— START OF Material —

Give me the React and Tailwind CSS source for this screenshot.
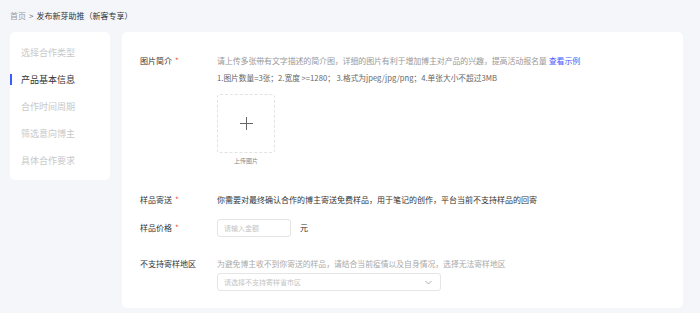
import React from "react";

const font = { fontFamily: '"Noto Sans CJK SC", "Noto Sans", sans-serif' };

function Star() {
  return <span className="ml-[3px] text-[#f5483b] text-[8px]">*</span>;
}

export default function App() {
  const items = ["选择合作类型", "产品基本信息", "合作时间周期", "筛选意向博主", "具体合作要求"];
  return (
    <div style={font} className="w-[700px] h-[313px] bg-[#f5f6fa] overflow-hidden">
      <div className="h-[32px] pl-[10px] pt-[10px] text-[8px] leading-[12px] text-[#333] flex items-start">
        <span className="text-[#999]">首页</span>
        <span className="mx-[3px] text-[#666]">&gt;</span>
        <span>发布新芽助推（新客专享）</span>
      </div>
      <div className="flex items-start pl-[10px] gap-[12px]">
        <div className="w-[100px] h-[148px] bg-white rounded-[5px] pt-[7px]">
          {items.map((t, i) => (
            <div key={t} className="relative h-[27px] flex items-center pl-[11px] text-[9px]">
              {i === 1 && <div className="absolute left-0 top-[8px] w-[2px] h-[11px] bg-[#3d5cff]" />}
              <span className={i === 1 ? "text-[#333]" : "text-[#c8c8c8]"}>{t}</span>
            </div>
          ))}
        </div>
        <div className="w-[561px] h-[276px] bg-white rounded-[5px] pl-[18px] pt-[22px]">
          <div className="flex">
            <div className="w-[77px] text-[8px] leading-[12px] text-[#333] pt-[1px]">
              图片简介<Star />
            </div>
            <div className="flex flex-col">
              <div className="text-[8px] leading-[12px] text-[#999] pt-[1px] tracking-[-0.15px]">
                请上传多张带有文字描述的简介图，详细的图片有利于增加博主对产品的兴趣，提高活动报名量
                <span className="ml-[2px] text-[#3d5cff]">查看示例</span>
              </div>
              <div className="text-[7.7px] leading-[12px] text-[#666] mt-[5px]">
                1.图片数量=3张；2.宽度 &gt;=1280； 3.格式为jpeg/jpg/png；4.单张大小不超过3MB
              </div>
              <div className="mt-[10px] w-[58px] flex flex-col items-center">
                <div className="w-[58px] h-[59px] border border-dashed border-[#e3e3e3] rounded-[3px] flex items-center justify-center">
                  <svg width="13" height="13" viewBox="0 0 13 13">
                    <path d="M6.5 0v13M0 6.5h13" stroke="#666" strokeWidth="1" />
                  </svg>
                </div>
                <div className="text-[6px] leading-[8px] text-[#888] mt-[4px]">上传图片</div>
              </div>
            </div>
          </div>
          <div className="flex mt-[29px] text-[8px] leading-[12px]">
            <div className="w-[77px] text-[#333]">
              样品寄送<Star />
            </div>
            <div className="text-[#333]">你需要对最终确认合作的博主寄送免费样品，用于笔记的创作，平台当前不支持样品的回寄</div>
          </div>
          <div className="flex items-center mt-[13px] text-[8px]">
            <div className="w-[77px] text-[#333]">
              样品价格<Star />
            </div>
            <div className="w-[74px] h-[18px] border border-[#e5e5e5] rounded-[3px] flex items-center pl-[6px] text-[#c4c4c4] text-[7px]">
              请输入金额
            </div>
            <span className="ml-[9px] text-[#333]">元</span>
          </div>
          <div className="flex mt-[21px] text-[8px] leading-[12px]">
            <div className="w-[77px] text-[#333]">不支持寄样地区</div>
            <div className="flex flex-col">
              <div className="text-[#aaa] text-[7.8px]">为避免博主收不到你寄送的样品，请结合当前疫情以及自身情况，选择无法寄样地区</div>
              <div className="mt-[3px] w-[224px] h-[18px] border border-[#e5e5e5] rounded-[3px] flex items-center justify-between pl-[6px] pr-[8px] text-[#c4c4c4] text-[7px]">
                <span>请选择不支持寄样省市区</span>
                <svg width="7" height="5" viewBox="0 0 7 5">
                  <path d="M0.5 1l3 3 3-3" stroke="#999" strokeWidth="0.8" fill="none" />
                </svg>
              </div>
            </div>
          </div>
        </div>
      </div>
    </div>
  );
}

— END OF Material —

The pictures should not be reproduced; quote all of the other material exactly.

Give me the React and Tailwind CSS source for this screenshot.
import React from "react";

const font = { fontFamily: '"Noto Sans CJK SC", "Noto Sans", sans-serif' };

function Star() {
  return <span className="ml-[3px] text-[#f5483b] text-[8px]">*</span>;
}

export default function App() {
  const items = ["选择合作类型", "产品基本信息", "合作时间周期", "筛选意向博主", "具体合作要求"];
  return (
    <div style={font} className="w-[700px] h-[313px] bg-[#f5f6fa] overflow-hidden">
      <div className="h-[32px] pl-[10px] pt-[10px] text-[8px] leading-[12px] text-[#333] flex items-start">
        <span className="text-[#999]">首页</span>
        <span className="mx-[3px] text-[#666]">&gt;</span>
        <span>发布新芽助推（新客专享）</span>
      </div>
      <div className="flex items-start pl-[10px] gap-[12px]">
        <div className="w-[100px] h-[148px] bg-white rounded-[5px] pt-[7px]">
          {items.map((t, i) => (
            <div key={t} className="relative h-[27px] flex items-center pl-[11px] text-[9px]">
              {i === 1 && <div className="absolute left-0 top-[8px] w-[2px] h-[11px] bg-[#3d5cff]" />}
              <span className={i === 1 ? "text-[#333]" : "text-[#c8c8c8]"}>{t}</span>
            </div>
          ))}
        </div>
        <div className="w-[561px] h-[276px] bg-white rounded-[5px] pl-[18px] pt-[22px]">
          <div className="flex">
            <div className="w-[77px] text-[8px] leading-[12px] text-[#333] pt-[1px]">
              图片简介<Star />
            </div>
            <div className="flex flex-col">
              <div className="text-[8px] leading-[12px] text-[#999] pt-[1px] tracking-[-0.15px]">
                请上传多张带有文字描述的简介图，详细的图片有利于增加博主对产品的兴趣，提高活动报名量
                <span className="ml-[2px] text-[#3d5cff]">查看示例</span>
              </div>
              <div className="text-[7.7px] leading-[12px] text-[#666] mt-[5px]">
                1.图片数量=3张；2.宽度 &gt;=1280； 3.格式为jpeg/jpg/png；4.单张大小不超过3MB
              </div>
              <div className="mt-[10px] w-[58px] flex flex-col items-center">
                <div className="w-[58px] h-[59px] border border-dashed border-[#e3e3e3] rounded-[3px] flex items-center justify-center">
                  <svg width="13" height="13" viewBox="0 0 13 13">
                    <path d="M6.5 0v13M0 6.5h13" stroke="#666" strokeWidth="1" />
                  </svg>
                </div>
                <div className="text-[6px] leading-[8px] text-[#888] mt-[4px]">上传图片</div>
              </div>
            </div>
          </div>
          <div className="flex mt-[29px] text-[8px] leading-[12px]">
            <div className="w-[77px] text-[#333]">
              样品寄送<Star />
            </div>
            <div className="text-[#333]">你需要对最终确认合作的博主寄送免费样品，用于笔记的创作，平台当前不支持样品的回寄</div>
          </div>
          <div className="flex items-center mt-[13px] text-[8px]">
            <div className="w-[77px] text-[#333]">
              样品价格<Star />
            </div>
            <div className="w-[74px] h-[18px] border border-[#e5e5e5] rounded-[3px] flex items-center pl-[6px] text-[#c4c4c4] text-[7px]">
              请输入金额
            </div>
            <span className="ml-[9px] text-[#333]">元</span>
          </div>
          <div className="flex mt-[21px] text-[8px] leading-[12px]">
            <div className="w-[77px] text-[#333]">不支持寄样地区</div>
            <div className="flex flex-col">
              <div className="text-[#aaa] text-[7.8px]">为避免博主收不到你寄送的样品，请结合当前疫情以及自身情况，选择无法寄样地区</div>
              <div className="mt-[3px] w-[224px] h-[18px] border border-[#e5e5e5] rounded-[3px] flex items-center justify-between pl-[6px] pr-[8px] text-[#c4c4c4] text-[7px]">
                <span>请选择不支持寄样省市区</span>
                <svg width="7" height="5" viewBox="0 0 7 5">
                  <path d="M0.5 1l3 3 3-3" stroke="#999" strokeWidth="0.8" fill="none" />
                </svg>
              </div>
            </div>
          </div>
        </div>
      </div>
    </div>
  );
}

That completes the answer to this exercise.